ASX Bank Stocks in 2026: Buy, Sell, or Hold as RBA Rate Hikes Loom?
ASX bank stocks: what to watch next
The RBA cut rates three times in 2025, bringing the cash rate down to 3.6%. But the December board minutes surprised investors: policymakers are now discussing rate hikes for 2026. Inflation sits at 3.8%, with core inflation at 3.3%, both above the RBA’s 2-3% target. CBA and NAB economists expect a hike as early as February, and markets are pricing in around 50 basis points of increases by year-end. For bank stock investors, this changes everything.
What are the Best ASX Bank stocks to invest in right now?
Check our buy/sell tips
Why Higher Rates Could Help Bank Profits
When rates rise, banks typically make more money because they can lift loan rates faster than deposit rates. According to Macquarie’s research, the shift in rate expectations could add 2-4 basis points to bank margins across the Big Four.
CBA and Westpac benefit most because they hold more low-cost transaction deposits. Banks are already preparing, fixed mortgage rates have climbed, and term deposits are paying more.
Here’s the catch: competition could eat into those gains. If banks fight for customers through deposit wars, much of the benefit disappears. We expect a more realistic 3-5 basis points of improvement once competition is factored in.
The Risks Investors Should Watch
Higher rates aren’t all good news. A 25-basis-point hike adds roughly A$90-100 per month to an average A$600,000 mortgage. With households already stretched by living costs, some borrowers may fall behind on payments. Rising bad debts could quickly wipe out margin gains.
Valuations are another concern. CBA trades at around 25 times earnings, roughly 2.5 times what global banks trade at. After a strong 2025, the price assumes perfect execution. There’s little room for disappointment.
Our Verdict on Each Big Four Bank
Westpac (ASX: WBC) – BUY
We believe Westpac offers the best value right now. It has a similar rate of exposure to CBA but trades cheaper. New CEO Anthony Miller, who started in December 2024, is pushing the UNITE technology program to cut costs. The bank also reported a CET1 capital ratio of 12.2% in its latest results, giving it plenty of financial strength. For investors wanting rate-sensitive exposure without paying top dollar, Westpac looks attractive.
CBA (ASX: CBA) – HOLD
CBA gains most from rate hikes given its deposit mix. But at 25 times earnings, it’s priced for perfection. The stock hit all-time highs earlier in 2025 before pulling back around 20% from its peak. Current shareholders can stay put, but new buyers might wait for a pullback below A$150 for a better entry point.
NAB (ASX: NAB) – HOLD
NAB offers moderate upside and trades at a fair valuation, but its credit quality is increasingly under the microscope.

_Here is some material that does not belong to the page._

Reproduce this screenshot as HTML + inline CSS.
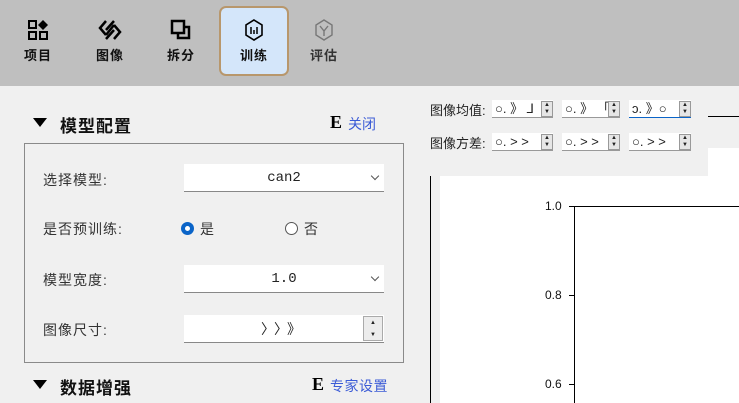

While it has maintained its lead in business lending volumes, its non-performing exposures climbed to 1.55% in late 2025, the highest of the Big Four, driven by significant stress in the small-to-medium enterprise (SME) sector. Until we see these business arrears stabilise and prove that the bank can manage the “2026 hike cycle” without a surge in bad debts, we remain neutral.
ANZ (ASX: ANZ) – SELL
ANZ faces the toughest road. APRA increased the bank’s capital add-on to A$1 billion over risk management and governance concerns. This limits shareholder returns and signals deeper problems. The bank also faces a record A$250 million ASIC penalty, adding to investor uncertainty. Until ANZ proves it has fixed these issues, we suggest looking elsewhere.
What to Watch Next
The Q4 inflation data drops on 28 January. If numbers come in hot, a February hike becomes likely. Pay close attention to the trimmed mean figure; if it exceeds 0.8% for the quarter, the RBA will have little choice but to act. For bank investors, Westpac offers the best mix of rate leverage and value; CBA’s quality is priced in, and ANZ’s regulatory troubles make it one to avoid.